begin

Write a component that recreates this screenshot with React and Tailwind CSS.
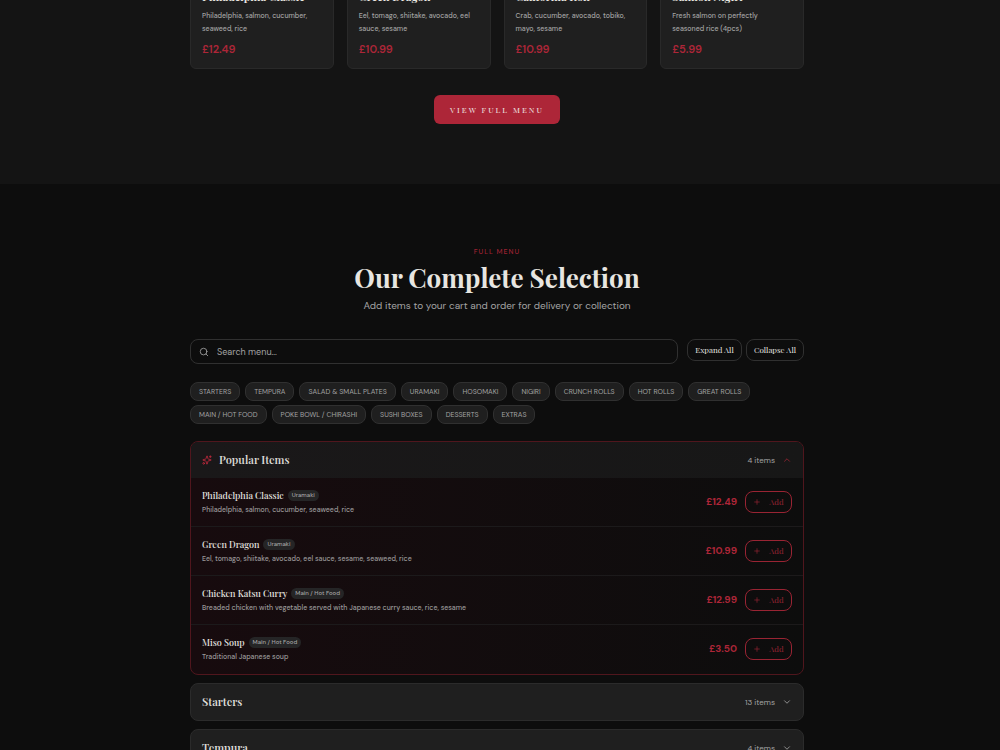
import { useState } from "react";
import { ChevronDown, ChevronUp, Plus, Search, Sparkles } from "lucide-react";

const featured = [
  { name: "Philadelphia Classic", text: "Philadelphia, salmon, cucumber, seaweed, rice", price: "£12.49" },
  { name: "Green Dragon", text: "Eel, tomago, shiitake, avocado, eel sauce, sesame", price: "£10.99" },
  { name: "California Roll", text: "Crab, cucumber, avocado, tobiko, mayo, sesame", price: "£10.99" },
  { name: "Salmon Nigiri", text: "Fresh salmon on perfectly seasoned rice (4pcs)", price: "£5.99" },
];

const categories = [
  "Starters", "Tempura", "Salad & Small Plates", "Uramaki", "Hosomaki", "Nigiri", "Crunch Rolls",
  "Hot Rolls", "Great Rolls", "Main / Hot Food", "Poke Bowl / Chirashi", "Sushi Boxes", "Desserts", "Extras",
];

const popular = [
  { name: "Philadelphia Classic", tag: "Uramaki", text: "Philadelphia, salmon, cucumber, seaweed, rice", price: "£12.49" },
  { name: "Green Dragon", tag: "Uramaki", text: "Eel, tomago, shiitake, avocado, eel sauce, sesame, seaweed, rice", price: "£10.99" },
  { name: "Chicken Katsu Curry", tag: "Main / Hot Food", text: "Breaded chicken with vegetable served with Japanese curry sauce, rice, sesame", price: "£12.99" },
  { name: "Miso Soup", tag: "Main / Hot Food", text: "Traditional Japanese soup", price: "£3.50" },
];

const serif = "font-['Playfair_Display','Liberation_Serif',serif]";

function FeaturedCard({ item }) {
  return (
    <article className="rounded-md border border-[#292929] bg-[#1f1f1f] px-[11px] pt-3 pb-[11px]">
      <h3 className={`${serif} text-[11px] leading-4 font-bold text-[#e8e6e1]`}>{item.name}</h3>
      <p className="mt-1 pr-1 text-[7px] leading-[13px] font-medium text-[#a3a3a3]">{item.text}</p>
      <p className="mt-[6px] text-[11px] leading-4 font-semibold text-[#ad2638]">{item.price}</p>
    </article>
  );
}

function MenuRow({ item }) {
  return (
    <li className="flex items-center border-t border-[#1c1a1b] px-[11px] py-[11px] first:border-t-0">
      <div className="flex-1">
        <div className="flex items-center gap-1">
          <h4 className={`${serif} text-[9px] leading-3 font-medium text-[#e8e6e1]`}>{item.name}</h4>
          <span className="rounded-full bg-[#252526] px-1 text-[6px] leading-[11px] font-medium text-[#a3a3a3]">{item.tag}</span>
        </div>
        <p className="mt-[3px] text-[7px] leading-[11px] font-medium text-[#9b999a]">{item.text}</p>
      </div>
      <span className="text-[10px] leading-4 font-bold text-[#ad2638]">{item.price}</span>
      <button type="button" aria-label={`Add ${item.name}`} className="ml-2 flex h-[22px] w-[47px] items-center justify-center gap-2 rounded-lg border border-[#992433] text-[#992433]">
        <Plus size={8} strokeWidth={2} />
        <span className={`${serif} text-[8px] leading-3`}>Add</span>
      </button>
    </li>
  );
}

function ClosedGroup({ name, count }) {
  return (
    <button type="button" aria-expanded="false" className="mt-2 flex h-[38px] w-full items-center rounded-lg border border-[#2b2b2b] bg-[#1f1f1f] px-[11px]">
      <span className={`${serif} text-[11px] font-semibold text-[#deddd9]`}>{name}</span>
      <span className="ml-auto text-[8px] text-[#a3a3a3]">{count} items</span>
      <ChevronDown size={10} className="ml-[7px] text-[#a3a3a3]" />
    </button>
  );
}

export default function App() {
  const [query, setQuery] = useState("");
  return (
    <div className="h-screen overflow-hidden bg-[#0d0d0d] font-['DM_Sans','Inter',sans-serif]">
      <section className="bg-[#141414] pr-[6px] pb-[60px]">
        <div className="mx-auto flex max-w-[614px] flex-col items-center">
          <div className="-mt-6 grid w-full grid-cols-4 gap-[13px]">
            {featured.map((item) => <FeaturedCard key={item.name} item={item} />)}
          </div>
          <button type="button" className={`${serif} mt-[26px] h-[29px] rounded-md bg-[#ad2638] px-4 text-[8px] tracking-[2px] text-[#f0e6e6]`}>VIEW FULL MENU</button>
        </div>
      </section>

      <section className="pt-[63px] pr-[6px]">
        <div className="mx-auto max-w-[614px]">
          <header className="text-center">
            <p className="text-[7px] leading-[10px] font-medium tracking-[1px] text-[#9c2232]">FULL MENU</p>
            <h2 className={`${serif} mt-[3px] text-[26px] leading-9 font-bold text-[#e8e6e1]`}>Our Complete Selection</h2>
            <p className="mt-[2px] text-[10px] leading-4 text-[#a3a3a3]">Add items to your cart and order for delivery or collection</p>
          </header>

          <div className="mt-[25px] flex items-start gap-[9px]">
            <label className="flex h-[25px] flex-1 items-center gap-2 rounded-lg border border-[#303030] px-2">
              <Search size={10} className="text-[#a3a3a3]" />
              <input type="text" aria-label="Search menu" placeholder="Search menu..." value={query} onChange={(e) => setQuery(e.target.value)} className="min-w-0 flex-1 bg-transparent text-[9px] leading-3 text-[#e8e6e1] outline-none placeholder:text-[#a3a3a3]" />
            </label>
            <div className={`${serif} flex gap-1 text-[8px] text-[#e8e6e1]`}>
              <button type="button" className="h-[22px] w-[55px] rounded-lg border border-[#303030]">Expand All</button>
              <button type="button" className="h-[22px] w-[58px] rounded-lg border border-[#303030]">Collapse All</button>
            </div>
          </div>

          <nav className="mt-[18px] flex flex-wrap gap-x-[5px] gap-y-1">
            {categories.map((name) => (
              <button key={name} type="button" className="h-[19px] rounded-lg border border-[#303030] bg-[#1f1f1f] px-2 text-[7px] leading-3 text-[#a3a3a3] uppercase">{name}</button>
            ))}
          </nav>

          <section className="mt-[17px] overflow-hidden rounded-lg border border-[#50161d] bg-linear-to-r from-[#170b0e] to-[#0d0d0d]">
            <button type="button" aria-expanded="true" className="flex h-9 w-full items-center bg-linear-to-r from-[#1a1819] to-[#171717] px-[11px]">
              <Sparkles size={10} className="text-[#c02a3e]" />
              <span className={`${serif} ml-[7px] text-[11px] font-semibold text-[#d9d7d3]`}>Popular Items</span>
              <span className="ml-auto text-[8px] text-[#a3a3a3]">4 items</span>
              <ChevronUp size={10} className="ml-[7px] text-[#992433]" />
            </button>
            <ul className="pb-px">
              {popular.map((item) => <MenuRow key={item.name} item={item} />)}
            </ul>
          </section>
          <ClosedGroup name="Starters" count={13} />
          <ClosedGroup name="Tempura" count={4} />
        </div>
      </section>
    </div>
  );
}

end

* What the task requires
All of the material above needs to be restated exactly, with no pictures.

* The completed task
Write a component that recreates this screenshot with React and Tailwind CSS.
import { useState } from "react";
import { ChevronDown, ChevronUp, Plus, Search, Sparkles } from "lucide-react";

const featured = [
  { name: "Philadelphia Classic", text: "Philadelphia, salmon, cucumber, seaweed, rice", price: "£12.49" },
  { name: "Green Dragon", text: "Eel, tomago, shiitake, avocado, eel sauce, sesame", price: "£10.99" },
  { name: "California Roll", text: "Crab, cucumber, avocado, tobiko, mayo, sesame", price: "£10.99" },
  { name: "Salmon Nigiri", text: "Fresh salmon on perfectly seasoned rice (4pcs)", price: "£5.99" },
];

const categories = [
  "Starters", "Tempura", "Salad & Small Plates", "Uramaki", "Hosomaki", "Nigiri", "Crunch Rolls",
  "Hot Rolls", "Great Rolls", "Main / Hot Food", "Poke Bowl / Chirashi", "Sushi Boxes", "Desserts", "Extras",
];

const popular = [
  { name: "Philadelphia Classic", tag: "Uramaki", text: "Philadelphia, salmon, cucumber, seaweed, rice", price: "£12.49" },
  { name: "Green Dragon", tag: "Uramaki", text: "Eel, tomago, shiitake, avocado, eel sauce, sesame, seaweed, rice", price: "£10.99" },
  { name: "Chicken Katsu Curry", tag: "Main / Hot Food", text: "Breaded chicken with vegetable served with Japanese curry sauce, rice, sesame", price: "£12.99" },
  { name: "Miso Soup", tag: "Main / Hot Food", text: "Traditional Japanese soup", price: "£3.50" },
];

const serif = "font-['Playfair_Display','Liberation_Serif',serif]";

function FeaturedCard({ item }) {
  return (
    <article className="rounded-md border border-[#292929] bg-[#1f1f1f] px-[11px] pt-3 pb-[11px]">
      <h3 className={`${serif} text-[11px] leading-4 font-bold text-[#e8e6e1]`}>{item.name}</h3>
      <p className="mt-1 pr-1 text-[7px] leading-[13px] font-medium text-[#a3a3a3]">{item.text}</p>
      <p className="mt-[6px] text-[11px] leading-4 font-semibold text-[#ad2638]">{item.price}</p>
    </article>
  );
}

function MenuRow({ item }) {
  return (
    <li className="flex items-center border-t border-[#1c1a1b] px-[11px] py-[11px] first:border-t-0">
      <div className="flex-1">
        <div className="flex items-center gap-1">
          <h4 className={`${serif} text-[9px] leading-3 font-medium text-[#e8e6e1]`}>{item.name}</h4>
          <span className="rounded-full bg-[#252526] px-1 text-[6px] leading-[11px] font-medium text-[#a3a3a3]">{item.tag}</span>
        </div>
        <p className="mt-[3px] text-[7px] leading-[11px] font-medium text-[#9b999a]">{item.text}</p>
      </div>
      <span className="text-[10px] leading-4 font-bold text-[#ad2638]">{item.price}</span>
      <button type="button" aria-label={`Add ${item.name}`} className="ml-2 flex h-[22px] w-[47px] items-center justify-center gap-2 rounded-lg border border-[#992433] text-[#992433]">
        <Plus size={8} strokeWidth={2} />
        <span className={`${serif} text-[8px] leading-3`}>Add</span>
      </button>
    </li>
  );
}

function ClosedGroup({ name, count }) {
  return (
    <button type="button" aria-expanded="false" className="mt-2 flex h-[38px] w-full items-center rounded-lg border border-[#2b2b2b] bg-[#1f1f1f] px-[11px]">
      <span className={`${serif} text-[11px] font-semibold text-[#deddd9]`}>{name}</span>
      <span className="ml-auto text-[8px] text-[#a3a3a3]">{count} items</span>
      <ChevronDown size={10} className="ml-[7px] text-[#a3a3a3]" />
    </button>
  );
}

export default function App() {
  const [query, setQuery] = useState("");
  return (
    <div className="h-screen overflow-hidden bg-[#0d0d0d] font-['DM_Sans','Inter',sans-serif]">
      <section className="bg-[#141414] pr-[6px] pb-[60px]">
        <div className="mx-auto flex max-w-[614px] flex-col items-center">
          <div className="-mt-6 grid w-full grid-cols-4 gap-[13px]">
            {featured.map((item) => <FeaturedCard key={item.name} item={item} />)}
          </div>
          <button type="button" className={`${serif} mt-[26px] h-[29px] rounded-md bg-[#ad2638] px-4 text-[8px] tracking-[2px] text-[#f0e6e6]`}>VIEW FULL MENU</button>
        </div>
      </section>

      <section className="pt-[63px] pr-[6px]">
        <div className="mx-auto max-w-[614px]">
          <header className="text-center">
            <p className="text-[7px] leading-[10px] font-medium tracking-[1px] text-[#9c2232]">FULL MENU</p>
            <h2 className={`${serif} mt-[3px] text-[26px] leading-9 font-bold text-[#e8e6e1]`}>Our Complete Selection</h2>
            <p className="mt-[2px] text-[10px] leading-4 text-[#a3a3a3]">Add items to your cart and order for delivery or collection</p>
          </header>

          <div className="mt-[25px] flex items-start gap-[9px]">
            <label className="flex h-[25px] flex-1 items-center gap-2 rounded-lg border border-[#303030] px-2">
              <Search size={10} className="text-[#a3a3a3]" />
              <input type="text" aria-label="Search menu" placeholder="Search menu..." value={query} onChange={(e) => setQuery(e.target.value)} className="min-w-0 flex-1 bg-transparent text-[9px] leading-3 text-[#e8e6e1] outline-none placeholder:text-[#a3a3a3]" />
            </label>
            <div className={`${serif} flex gap-1 text-[8px] text-[#e8e6e1]`}>
              <button type="button" className="h-[22px] w-[55px] rounded-lg border border-[#303030]">Expand All</button>
              <button type="button" className="h-[22px] w-[58px] rounded-lg border border-[#303030]">Collapse All</button>
            </div>
          </div>

          <nav className="mt-[18px] flex flex-wrap gap-x-[5px] gap-y-1">
            {categories.map((name) => (
              <button key={name} type="button" className="h-[19px] rounded-lg border border-[#303030] bg-[#1f1f1f] px-2 text-[7px] leading-3 text-[#a3a3a3] uppercase">{name}</button>
            ))}
          </nav>

          <section className="mt-[17px] overflow-hidden rounded-lg border border-[#50161d] bg-linear-to-r from-[#170b0e] to-[#0d0d0d]">
            <button type="button" aria-expanded="true" className="flex h-9 w-full items-center bg-linear-to-r from-[#1a1819] to-[#171717] px-[11px]">
              <Sparkles size={10} className="text-[#c02a3e]" />
              <span className={`${serif} ml-[7px] text-[11px] font-semibold text-[#d9d7d3]`}>Popular Items</span>
              <span className="ml-auto text-[8px] text-[#a3a3a3]">4 items</span>
              <ChevronUp size={10} className="ml-[7px] text-[#992433]" />
            </button>
            <ul className="pb-px">
              {popular.map((item) => <MenuRow key={item.name} item={item} />)}
            </ul>
          </section>
          <ClosedGroup name="Starters" count={13} />
          <ClosedGroup name="Tempura" count={4} />
        </div>
      </section>
    </div>
  );
}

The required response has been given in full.